— Start —
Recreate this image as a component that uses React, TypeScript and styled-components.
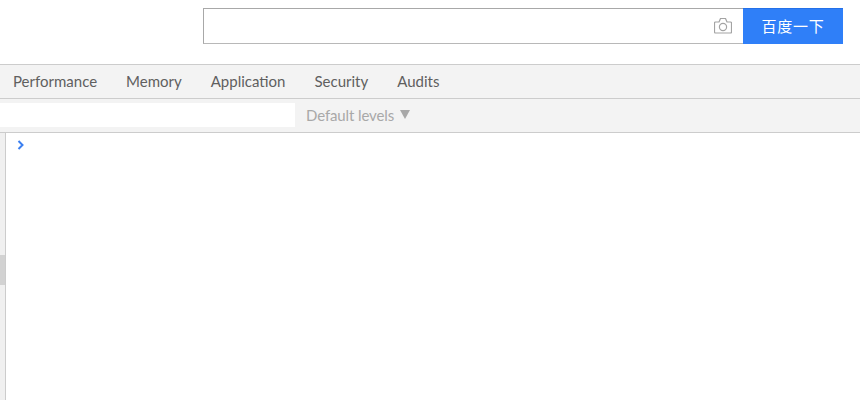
import React from "react";
import styled, { createGlobalStyle } from "styled-components";

const GlobalStyle = createGlobalStyle`
  html, body {
    margin: 0;
    padding: 0;
    background: #fff;
    overflow: hidden;
  }
  body {
    font-family: Lato, "Open Sans", "Noto Sans CJK SC", sans-serif;
  }
`;

const Page = styled.div`
  width: 860px;
  height: 400px;
  display: flex;
  flex-direction: column;
  overflow: hidden;
`;

const SearchHeader = styled.header`
  height: 64px;
  box-sizing: border-box;
  padding: 8px 17px 0 203px;
  display: flex;
  align-items: flex-start;
`;

const SearchBox = styled.div`
  flex: 1;
  height: 36px;
  box-sizing: border-box;
  border: 1px solid #b8b8b8;
  border-top-color: #a8a8a8;
  border-left-color: #a8a8a8;
  border-right: none;
  display: flex;
  align-items: center;
  justify-content: flex-end;
  padding-right: 11px;
`;

const SearchButton = styled.button`
  width: 100px;
  height: 36px;
  border: none;
  border-top: 1px solid #2470e8;
  padding: 0 0 3px;
  background: #2f7ff8;
  color: #fff;
  font-family: "Noto Sans CJK SC", sans-serif;
  font-size: 15px;
  letter-spacing: 0.7px;
`;

const TabBar = styled.nav`
  height: 35px;
  box-sizing: border-box;
  border-top: 1px solid #ccc;
  border-bottom: 1px solid #ccc;
  background: #f3f3f3;
  display: flex;
  align-items: center;
  padding: 0 0 2px 13px;
  gap: 29px;
`;

const Tab = styled.span`
  font-size: 15px;
  color: #5f5f5f;
`;

const FilterBar = styled.div`
  height: 34px;
  box-sizing: border-box;
  border-bottom: 1px solid #ccc;
  background: #f3f3f3;
  display: flex;
  align-items: center;
`;

const FilterInput = styled.div`
  width: 295px;
  height: 24px;
  margin-top: -2px;
  background: #fff;
`;

const LevelsSelect = styled.div`
  margin: -2px 0 0 11px;
  display: flex;
  align-items: center;
  gap: 6px;
  font-size: 15px;
  letter-spacing: -0.12px;
  color: #a8a8a8;
`;

const LevelsCaret = styled.span`
  width: 0;
  height: 0;
  margin-top: -1px;
  border-left: 5px solid transparent;
  border-right: 5px solid transparent;
  border-top: 9px solid #a8a8a8;
`;

const ConsoleArea = styled.main`
  flex: 1;
  display: flex;
`;

const Gutter = styled.aside`
  width: 6px;
  box-sizing: border-box;
  border-right: 1px solid #ccc;
  background: #f0f0f0;
  padding-top: 122px;
`;

const GutterThumb = styled.div`
  height: 30px;
  background: #d2d2d2;
`;

const PromptRow = styled.div`
  flex: 1;
  padding: 7px 0 0 11px;
`;

const CameraIcon = () => (
  <svg width="18" height="16" viewBox="0 0 18 16" fill="none" stroke="#a3a3a3" strokeWidth="1.2">
    <path
      d="M1.5 4h3.5l1.5-3.5h5l1.5 3.5h3.5a1 1 0 0 1 1 1v9a1 1 0 0 1-1 1h-15a1 1 0 0 1-1-1v-9a1 1 0 0 1 1-1z"
      strokeLinejoin="round"
    />
    <circle cx="9" cy="9" r="3.6" />
  </svg>
);

const PromptIcon = () => (
  <svg width="8" height="10" viewBox="0 0 8 10" fill="none" stroke="#3b7ff0" strokeWidth="2" style={{ display: "block" }}>
    <path d="M1.5 1l4 4-4 4" />
  </svg>
);

const tabs = ["Performance", "Memory", "Application", "Security", "Audits"];

export default function App() {
  return (
    <Page>
      <GlobalStyle />
      <SearchHeader>
        <SearchBox>
          <CameraIcon />
        </SearchBox>
        <SearchButton>百度一下</SearchButton>
      </SearchHeader>
      <TabBar>
        {tabs.map((t) => (
          <Tab key={t}>{t}</Tab>
        ))}
      </TabBar>
      <FilterBar>
        <FilterInput />
        <LevelsSelect>
          Default levels
          <LevelsCaret />
        </LevelsSelect>
      </FilterBar>
      <ConsoleArea>
        <Gutter>
          <GutterThumb />
        </Gutter>
        <PromptRow>
          <PromptIcon />
        </PromptRow>
      </ConsoleArea>
    </Page>
  );
}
— End —
Goal = Print the complete listing exactly as it stands, without its pictures.

Reply =
Recreate this image as a component that uses React, TypeScript and styled-components.
import React from "react";
import styled, { createGlobalStyle } from "styled-components";

const GlobalStyle = createGlobalStyle`
  html, body {
    margin: 0;
    padding: 0;
    background: #fff;
    overflow: hidden;
  }
  body {
    font-family: Lato, "Open Sans", "Noto Sans CJK SC", sans-serif;
  }
`;

const Page = styled.div`
  width: 860px;
  height: 400px;
  display: flex;
  flex-direction: column;
  overflow: hidden;
`;

const SearchHeader = styled.header`
  height: 64px;
  box-sizing: border-box;
  padding: 8px 17px 0 203px;
  display: flex;
  align-items: flex-start;
`;

const SearchBox = styled.div`
  flex: 1;
  height: 36px;
  box-sizing: border-box;
  border: 1px solid #b8b8b8;
  border-top-color: #a8a8a8;
  border-left-color: #a8a8a8;
  border-right: none;
  display: flex;
  align-items: center;
  justify-content: flex-end;
  padding-right: 11px;
`;

const SearchButton = styled.button`
  width: 100px;
  height: 36px;
  border: none;
  border-top: 1px solid #2470e8;
  padding: 0 0 3px;
  background: #2f7ff8;
  color: #fff;
  font-family: "Noto Sans CJK SC", sans-serif;
  font-size: 15px;
  letter-spacing: 0.7px;
`;

const TabBar = styled.nav`
  height: 35px;
  box-sizing: border-box;
  border-top: 1px solid #ccc;
  border-bottom: 1px solid #ccc;
  background: #f3f3f3;
  display: flex;
  align-items: center;
  padding: 0 0 2px 13px;
  gap: 29px;
`;

const Tab = styled.span`
  font-size: 15px;
  color: #5f5f5f;
`;

const FilterBar = styled.div`
  height: 34px;
  box-sizing: border-box;
  border-bottom: 1px solid #ccc;
  background: #f3f3f3;
  display: flex;
  align-items: center;
`;

const FilterInput = styled.div`
  width: 295px;
  height: 24px;
  margin-top: -2px;
  background: #fff;
`;

const LevelsSelect = styled.div`
  margin: -2px 0 0 11px;
  display: flex;
  align-items: center;
  gap: 6px;
  font-size: 15px;
  letter-spacing: -0.12px;
  color: #a8a8a8;
`;

const LevelsCaret = styled.span`
  width: 0;
  height: 0;
  margin-top: -1px;
  border-left: 5px solid transparent;
  border-right: 5px solid transparent;
  border-top: 9px solid #a8a8a8;
`;

const ConsoleArea = styled.main`
  flex: 1;
  display: flex;
`;

const Gutter = styled.aside`
  width: 6px;
  box-sizing: border-box;
  border-right: 1px solid #ccc;
  background: #f0f0f0;
  padding-top: 122px;
`;

const GutterThumb = styled.div`
  height: 30px;
  background: #d2d2d2;
`;

const PromptRow = styled.div`
  flex: 1;
  padding: 7px 0 0 11px;
`;

const CameraIcon = () => (
  <svg width="18" height="16" viewBox="0 0 18 16" fill="none" stroke="#a3a3a3" strokeWidth="1.2">
    <path
      d="M1.5 4h3.5l1.5-3.5h5l1.5 3.5h3.5a1 1 0 0 1 1 1v9a1 1 0 0 1-1 1h-15a1 1 0 0 1-1-1v-9a1 1 0 0 1 1-1z"
      strokeLinejoin="round"
    />
    <circle cx="9" cy="9" r="3.6" />
  </svg>
);

const PromptIcon = () => (
  <svg width="8" height="10" viewBox="0 0 8 10" fill="none" stroke="#3b7ff0" strokeWidth="2" style={{ display: "block" }}>
    <path d="M1.5 1l4 4-4 4" />
  </svg>
);

const tabs = ["Performance", "Memory", "Application", "Security", "Audits"];

export default function App() {
  return (
    <Page>
      <GlobalStyle />
      <SearchHeader>
        <SearchBox>
          <CameraIcon />
        </SearchBox>
        <SearchButton>百度一下</SearchButton>
      </SearchHeader>
      <TabBar>
        {tabs.map((t) => (
          <Tab key={t}>{t}</Tab>
        ))}
      </TabBar>
      <FilterBar>
        <FilterInput />
        <LevelsSelect>
          Default levels
          <LevelsCaret />
        </LevelsSelect>
      </FilterBar>
      <ConsoleArea>
        <Gutter>
          <GutterThumb />
        </Gutter>
        <PromptRow>
          <PromptIcon />
        </PromptRow>
      </ConsoleArea>
    </Page>
  );
}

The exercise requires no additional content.